Hati sang ibu hancur mendengar tuduhan tak masuk akal itu. Ia segera menanyakan langsung kepada UR. Dengan polos, UR membantah tuduhan tersebut. “Tidak bu, justru dia (RG) menutup pintu kamarnya dan melakukan itu kepada saya,” ujar UR, menjelaskan kenyataan pahit yang dialaminya.
Sejak saat itulah, keluarga Djaeni mengetahui bahwa UR telah berulang kali menjadi korban perkosaan RG. Pelaku tak hanya mengancam Putri agar tidak menceritakan perbuatannya kepada orang tua, tetapi juga melakukan hal serupa kepada dua korban lainnya, yang diidentifikasi dengan inisial WW dan BB.
Penanganan Kasus dan Dukungan Korban
Berkat keberanian keluarga korban untuk melapor, pelaku RG berhasil ditangkap oleh pihak kepolisian pada Senin, 9 Juni 2025. Kepala Unit Pelaksana Teknis Daerah Perlindungan Perempuan dan Anak (UPTD PPA) Tangsel, Tri Purwanto, menjelaskan bahwa pihaknya telah memberikan pendampingan intensif kepada para korban.

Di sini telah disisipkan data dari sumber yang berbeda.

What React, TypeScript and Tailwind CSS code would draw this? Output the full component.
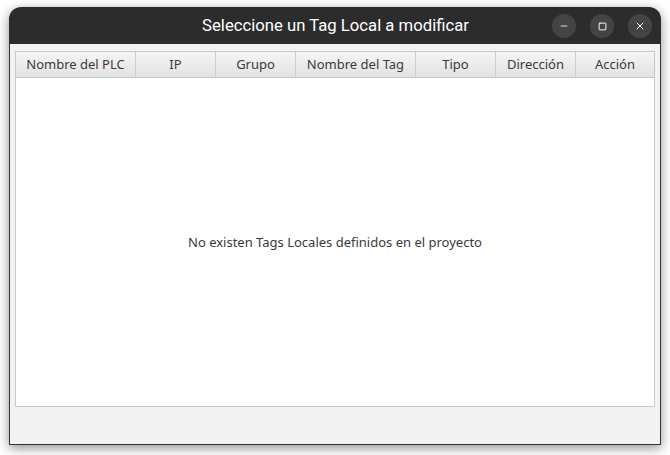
import { Minus, Square, X } from 'lucide-react'

const columns = [
  { label: 'Nombre del PLC', width: 'w-[120px]' },
  { label: 'IP', width: 'w-[80px]' },
  { label: 'Grupo', width: 'w-[80px]' },
  { label: 'Nombre del Tag', width: 'w-[120px]' },
  { label: 'Tipo', width: 'w-[80px]' },
  { label: 'Dirección', width: 'w-[80px]' },
  { label: 'Acción', width: 'flex-1' },
]

export default function App() {
  return (
    <div className="w-[670px] h-[455px] bg-white pt-[7px] pl-[9px] overflow-hidden">
      <div className="w-[652px] h-[438px] flex flex-col rounded-t-[12px] shadow-[0_3px_12px_rgba(0,0,0,0.45)]">
        {/* Title bar */}
        <div className="relative h-[37px] shrink-0 rounded-t-[12px] bg-[#2c2c2c] flex items-center justify-center">
          <span
            className="text-white text-[16.7px] font-normal pl-[1px]"
            style={{ fontFamily: 'Roboto, "Liberation Sans", sans-serif' }}
          >
            Seleccione un Tag Local a modificar
          </span>
          <div className="absolute right-[9px] top-[7px] flex gap-[14px]">
            <button className="w-[24px] h-[24px] rounded-full bg-[#444444] flex items-end justify-center pb-[7px]">
              <Minus className="text-white" size={10} strokeWidth={2} />
            </button>
            <button className="w-[24px] h-[24px] rounded-full bg-[#444444] flex items-center justify-center">
              <Square className="text-white" size={9} strokeWidth={2.5} />
            </button>
            <button className="w-[24px] h-[24px] rounded-full bg-[#444444] flex items-center justify-center">
              <X className="text-white" size={12} strokeWidth={2} />
            </button>
          </div>
        </div>

        {/* Content */}
        <div
          className="flex-1 bg-[#f2f2f2] border-x border-b border-[#333333] px-[5px] pt-[7px]"
          style={{ fontFamily: '"Noto Sans", "Open Sans", sans-serif' }}
        >
          <div className="w-[640px] h-[356px] border border-[#c8c8c8] bg-white flex flex-col">
            <div className="flex h-[26px] border-b border-[#c8c8c8] bg-gradient-to-b from-[#f5f5f5] to-[#e2e2e2]">
              {columns.map((col, i) => (
                <div
                  key={col.label}
                  className={`${col.width} flex items-center justify-center pt-[1px] text-[13px] text-[#3a3a3a] ${
                    i < columns.length - 1 ? 'border-r border-[#cfcfcf]' : ''
                  }`}
                >
                  {col.label}
                </div>
              ))}
            </div>
            <div className="flex-1 flex items-center justify-center pt-[1px]">
              <span className="text-[13px] text-[#3a3a3a]">
                No existen Tags Locales definidos en el proyecto
              </span>
            </div>
          </div>
        </div>
      </div>
    </div>
  )
}
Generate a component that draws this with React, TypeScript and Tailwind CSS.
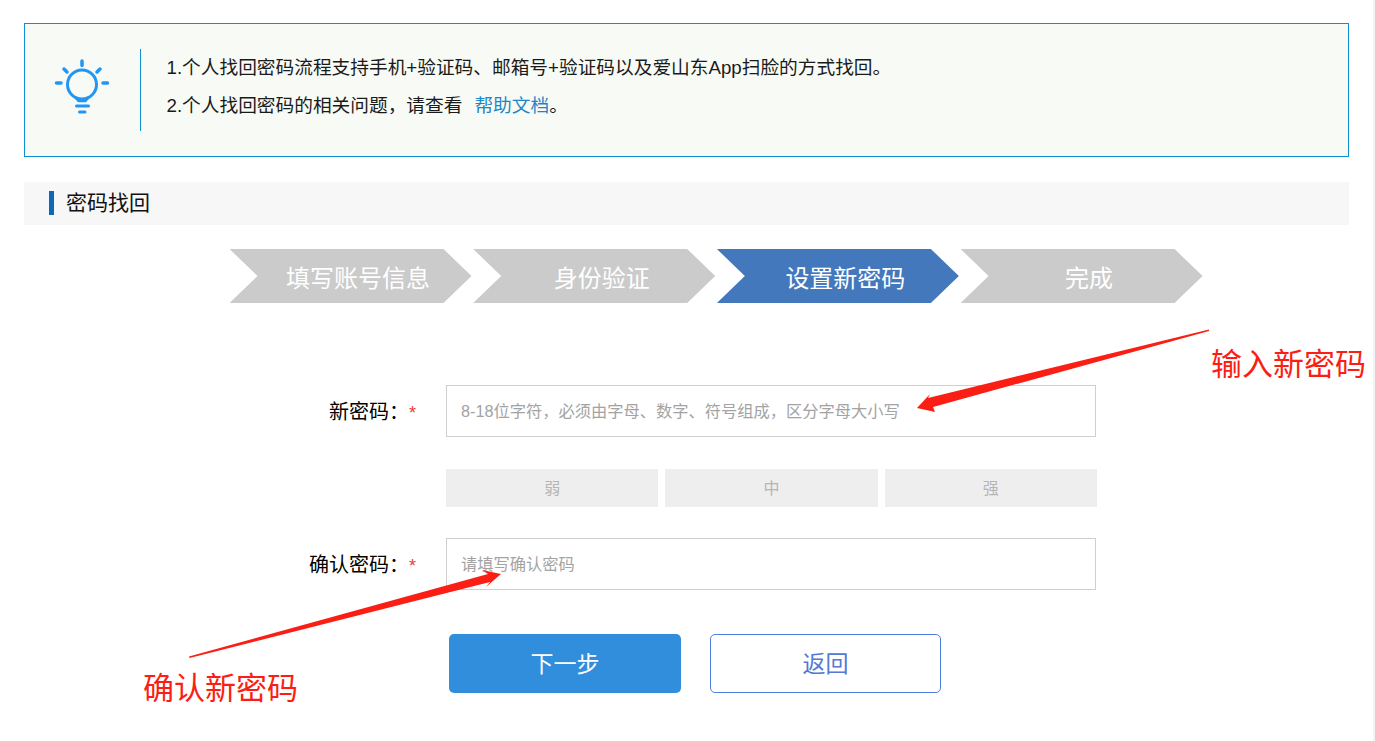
const font = "font-['Liberation_Sans','Noto_Sans_CJK_SC',sans-serif]";

const steps = [
  { title: "填写账号信息", active: false },
  { title: "身份验证", active: false },
  { title: "设置新密码", active: true },
  { title: "完成", active: false },
];

const BulbIcon = () => (
  <svg width="60" height="60" viewBox="0 0 60 60" fill="none" stroke="#2196f3" strokeLinecap="round">
    <circle cx="30" cy="27.500" r="14.500" strokeWidth="3" />
    <path d="M23.500 40.500c1.500 1.500 2.500 2.500 3 3.500h7c.5-1 1.500-2 3-3.500" strokeWidth="2.500" />
    <path d="M30 4v4.500M12 12l3 3M48 12l-3 3M4.500 26h4.500M51 26h4.500" strokeWidth="3.500" />
    <path d="M24.500 49h12" strokeWidth="3" />
    <path d="M27.500 55h5.500" strokeWidth="3" />
  </svg>
);

const Annotations = () => (
  <svg className="pointer-events-none absolute top-0 left-0" width="1375" height="741">
    <polygon points="1209,329.500 928,398 930,394 917,408 935,412 933,407 1209,331" fill="#fa1e14" />
    <polygon points="189,656.500 488,574 482,570 501,574 486,587 490,582 189.500,658" fill="#fa1e14" />
  </svg>
);

export default function App() {
  return (
    <div className={`relative h-[741px] w-[1375px] overflow-hidden border-r-2 border-[#f3f3f3] bg-white ${font}`}>
      <div className="flex flex-col px-6 pt-[23px]">
        <div className="flex h-[134px] items-center border border-[#0e8fd1] bg-[#f7faf5]">
          <div className="mb-[6px] flex w-[115px] shrink-0 items-center justify-center pr-px">
            <BulbIcon />
          </div>
          <div className="h-[82px] w-px bg-[#0e8fd1]" />
          <div className="flex flex-col pb-[6px] pl-[25.500px] text-[18.700px] leading-[38px] text-[#1a1a1a]">
            <p>1.个人找回密码流程支持手机+验证码、邮箱号+验证码以及爱山东App扫脸的方式找回。</p>
            <p>
              2.个人找回密码的相关问题，请查看
              <a className="ml-[12px] text-[#1c86c8]">帮助文档</a>。
            </p>
          </div>
        </div>

        <div className="mt-[25px] flex h-[43px] items-center bg-[#f7f7f7] pl-[25px]">
          <span className="mb-px h-6 w-[5px] bg-[#0b69b7]" />
          <span className="mb-[2px] ml-3 text-[21px] text-[#111]">密码找回</span>
        </div>

        <div className="mt-6 flex gap-[1.700px] pl-[205.500px]">
          {steps.map((step) => (
            <div
              key={step.title}
              className={`flex h-[54px] w-[242px] items-center justify-center pt-[5px] pl-[15px] text-[24px] text-white [clip-path:polygon(0_0,214px_0,100%_50%,214px_100%,0_100%,28px_50%)] ${
                step.active ? "bg-[#4378bd]" : "bg-[#cbcbcb]"
              }`}
            >
              {step.title}
            </div>
          ))}
        </div>

        <div className="mt-[82px] flex flex-col pl-[422px]">
          <div className="relative flex items-center">
            <label className="absolute right-[100%] mt-[2px] mr-[30px] text-[20px] whitespace-nowrap text-black">
              新密码：<span className="text-[18px] text-[#e8403a]">*</span>
            </label>
            <input
              readOnly
              placeholder="8-18位字符，必须由字母、数字、符号组成，区分字母大小写"
              className="h-[52px] w-[650px] border border-[#cfcfcf] bg-white px-[14px] text-[16.250px] outline-none placeholder:text-[#a3a3a3]"
            />
          </div>

          <div className="mt-8 flex w-[651px] gap-[7px] text-[16px] text-[#b5b5b5]">
            <div className="flex h-[38px] flex-1 items-center justify-center bg-[#eeeeee] pt-[2px]">弱</div>
            <div className="flex h-[38px] flex-1 items-center justify-center bg-[#eeeeee] pt-[2px]">中</div>
            <div className="flex h-[38px] flex-1 items-center justify-center bg-[#eeeeee] pt-[2px]">强</div>
          </div>

          <div className="relative mt-[31px] flex items-center">
            <label className="absolute right-[100%] mt-[2px] mr-[30px] text-[20px] whitespace-nowrap text-black">
              确认密码：<span className="text-[18px] text-[#e8403a]">*</span>
            </label>
            <input
              readOnly
              placeholder="请填写确认密码"
              className="h-[52px] w-[650px] border border-[#cfcfcf] bg-white px-[14px] text-[16.250px] outline-none placeholder:text-[#a3a3a3]"
            />
          </div>

          <div className="mt-11 flex gap-[29px] pl-[3px]">
            <button className="h-[59px] w-[232px] rounded-[5px] bg-[#318edd] pt-[2px] text-[23px] text-white">下一步</button>
            <button className="h-[59px] w-[231px] rounded-[5px] border border-[#4f7fdc] bg-white pt-[2px] text-[23px] text-[#5478d4]">
              返回
            </button>
          </div>
        </div>
      </div>

      <Annotations />
      <span className="absolute top-[343px] left-[1211px] text-[31px] leading-[44px] whitespace-nowrap text-[#fa1e14]">输入新密码</span>
      <span className="absolute top-[667px] left-[143px] text-[31px] leading-[44px] whitespace-nowrap text-[#fa1e14]">确认新密码</span>
    </div>
  );
}
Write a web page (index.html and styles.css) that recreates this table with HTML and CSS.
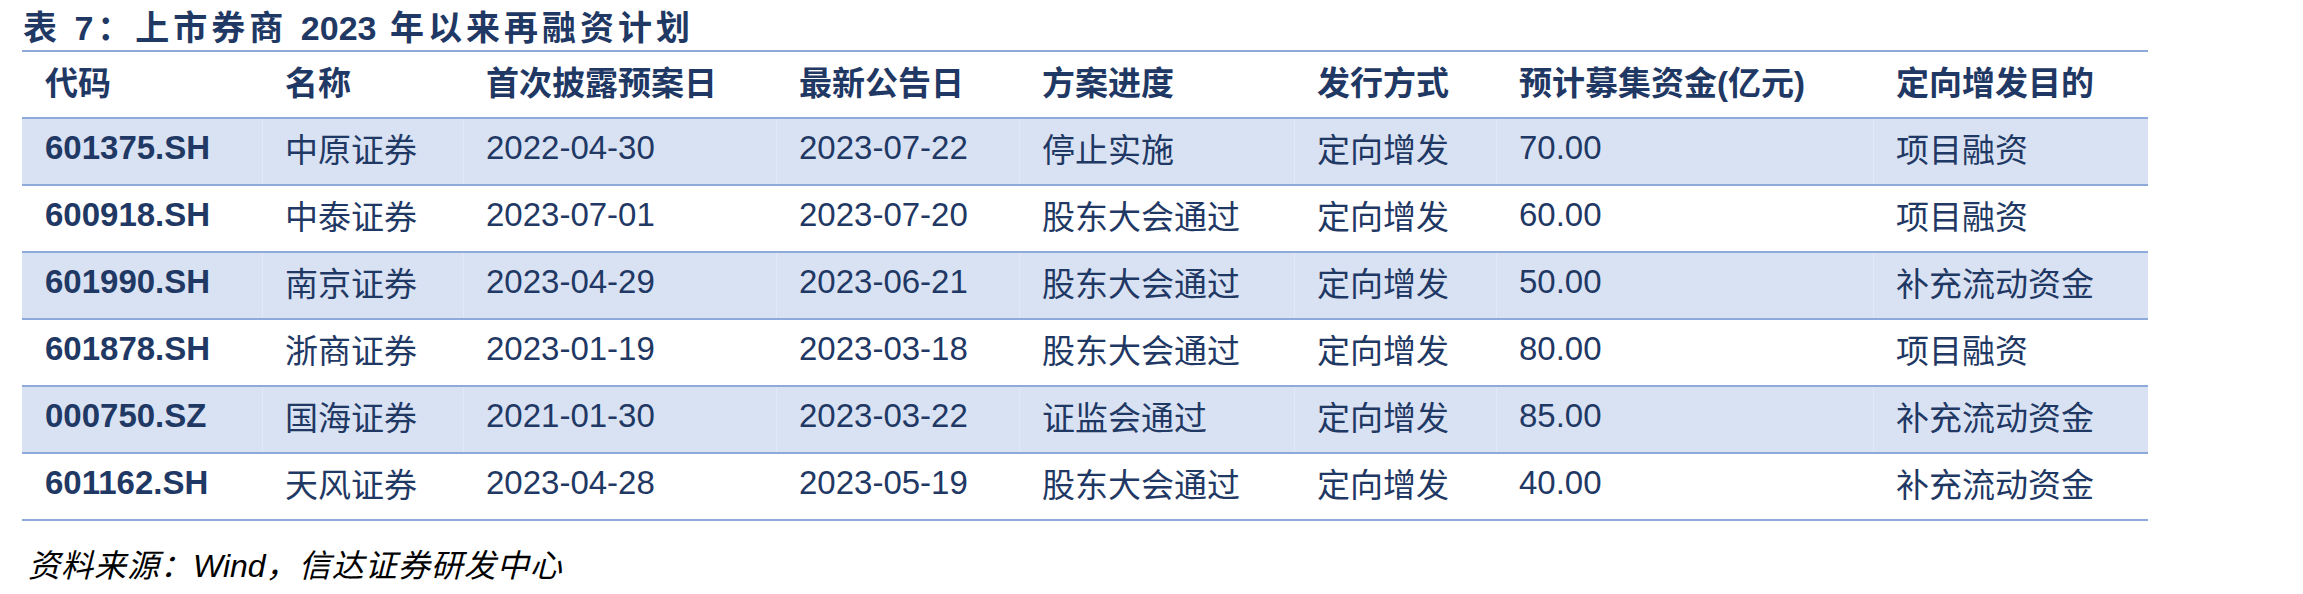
FILE: index.html
```html
<!DOCTYPE html>
<html lang="zh-CN">
<head>
<meta charset="utf-8">
<title>上市券商2023年以来再融资计划</title>
<link rel="stylesheet" href="styles.css">
</head>
<body>
<div class="page">
  <h1 class="title">表 7：上市券商 <span class="num">2023</span> 年以来再融资计划</h1>
  <div class="table">
    <div class="row head">
      <div class="cell">代码</div>
      <div class="cell">名称</div>
      <div class="cell">首次披露预案日</div>
      <div class="cell">最新公告日</div>
      <div class="cell">方案进度</div>
      <div class="cell">发行方式</div>
      <div class="cell">预计募集资金(亿元)</div>
      <div class="cell">定向增发目的</div>
    </div>
    <div class="row shade">
      <div class="cell code">601375.SH</div>
      <div class="cell">中原证券</div>
      <div class="cell">2022-04-30</div>
      <div class="cell">2023-07-22</div>
      <div class="cell">停止实施</div>
      <div class="cell">定向增发</div>
      <div class="cell">70.00</div>
      <div class="cell">项目融资</div>
    </div>
    <div class="row">
      <div class="cell code">600918.SH</div>
      <div class="cell">中泰证券</div>
      <div class="cell">2023-07-01</div>
      <div class="cell">2023-07-20</div>
      <div class="cell">股东大会通过</div>
      <div class="cell">定向增发</div>
      <div class="cell">60.00</div>
      <div class="cell">项目融资</div>
    </div>
    <div class="row shade">
      <div class="cell code">601990.SH</div>
      <div class="cell">南京证券</div>
      <div class="cell">2023-04-29</div>
      <div class="cell">2023-06-21</div>
      <div class="cell">股东大会通过</div>
      <div class="cell">定向增发</div>
      <div class="cell">50.00</div>
      <div class="cell">补充流动资金</div>
    </div>
    <div class="row">
      <div class="cell code">601878.SH</div>
      <div class="cell">浙商证券</div>
      <div class="cell">2023-01-19</div>
      <div class="cell">2023-03-18</div>
      <div class="cell">股东大会通过</div>
      <div class="cell">定向增发</div>
      <div class="cell">80.00</div>
      <div class="cell">项目融资</div>
    </div>
    <div class="row shade">
      <div class="cell code">000750.SZ</div>
      <div class="cell">国海证券</div>
      <div class="cell">2021-01-30</div>
      <div class="cell">2023-03-22</div>
      <div class="cell">证监会通过</div>
      <div class="cell">定向增发</div>
      <div class="cell">85.00</div>
      <div class="cell">补充流动资金</div>
    </div>
    <div class="row">
      <div class="cell code">601162.SH</div>
      <div class="cell">天风证券</div>
      <div class="cell">2023-04-28</div>
      <div class="cell">2023-05-19</div>
      <div class="cell">股东大会通过</div>
      <div class="cell">定向增发</div>
      <div class="cell">40.00</div>
      <div class="cell">补充流动资金</div>
    </div>
  </div>
  <p class="source">资料来源：<span class="latin">Wind</span>，信达证券研发中心</p>
</div>
</body>
</html>
```

FILE: styles.css
```css
html, body {
  margin: 0;
  padding: 0;
  background: #ffffff;
}

.page {
  padding: 8px 0 0 22px;
  font-family: "Liberation Sans", "Noto Sans CJK SC", sans-serif;
  color: #1f3864;
}

.title {
  margin: 0 0 2px 1px;
  font-size: 34px;
  line-height: 40px;
  font-weight: 700;
  letter-spacing: 4px;
  white-space: nowrap;
}

.title .num {
  letter-spacing: 0;
}

.table {
  width: 2126px;
  border-top: 2px solid #8eaadb;
}

.row {
  display: grid;
  grid-template-columns: 240px 201px 313px 243px 275px 202px 377px 275px;
  height: 65px;
  border-bottom: 2px solid #8eaadb;
}

.row.shade {
  background: #d9e2f3;
}

.cell {
  display: flex;
  align-items: center;
  padding: 0 0 8px 23px;
  font-size: 33px;
  white-space: nowrap;
}

.cell + .cell {
  border-left: 1px solid rgba(255, 255, 255, 0.25);
  padding-left: 22px;
}

.head .cell {
  font-weight: 700;
}

.cell.code {
  font-weight: 700;
}

.source {
  margin: 25px 0 0 6px;
  font-size: 32px;
  line-height: 40px;
  font-style: italic;
  letter-spacing: 1px;
  color: #000000;
}

.source .latin {
  letter-spacing: 0;
}
```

“Kami sudah mendampingi laporan hukum ke Polres Tangsel dan memberikan edukasi hukum serta konsultasi untuk mengurangi trauma korban,” ujar Tri Purwanto. Ia menambahkan bahwa UPTD PPA juga akan menjadwalkan layanan psikologi bagi para korban pada Selasa, 17 Juni 2025, minggu ini.
Mengenai hasil visum dari RSUD, Tri menjelaskan bahwa dokumen tersebut merupakan kewenangan penuh Polres Tangsel dalam penanganan kasus. “Kami hanya fokus pada layanan hukum dan psikologi untuk korban,” tegasnya.
Kasus ini menjadi pengingat pahit akan kerentanan anak-anak terhadap kejahatan seksual. Penting bagi kita semua untuk lebih peka terhadap perubahan perilaku anak-anak dan menciptakan lingkungan yang aman bagi tumbuh kembang mereka.
Upaya Damai Keluarga Pelaku dan Ketidakpastian Hukum
Setelah kasus ini mencuat ke publik dan RG berhasil ditangkap, muncul dinamika baru yang cukup mencemaskan. Keluarga pelaku RG, melalui berbagai cara, berupaya mendekati keluarga korban untuk menempuh jalan damai. Berbagai tawaran pun disampaikan, dengan harapan kasus ini tidak berlanjut ke ranah hukum yang lebih serius.
“Pihak keluarga pelaku terus meneror dan berupaya bertemu dengan kami, mencoba mengajak damai,” ungkap Djaeni, membenarkan upaya tersebut. Namun, Djaeni dan istrinya menolak tegas. Bagi mereka, apa yang telah menimpa putri-putrinya adalah kejahatan serius yang harus diproses secara hukum. “Ini bukan soal uang atau materi, ini soal masa depan anak-anak kami yang sudah dirusak,” tegas Djaeni dengan nada pilu.
Situasi ini menimbulkan ketidakpastian hukum dan kekhawatiran bagi keluarga korban. Meskipun pelaku telah ditangkap, adanya upaya damai dari pihak pelaku seringkali menjadi celah bagi kasus-kasus seperti ini untuk tidak diproses tuntas di pengadilan. Trauma psikologis yang mendalam pada korban juga dikhawatirkan akan semakin parah jika kasus ini tidak mendapatkan keadilan yang semestinya. Keluarga korban berharap penegak hukum dapat berdiri teguh pada prinsip keadilan dan memastikan bahwa pelaku menerima hukuman yang setimpal, tanpa terpengaruh oleh intervensi apapun.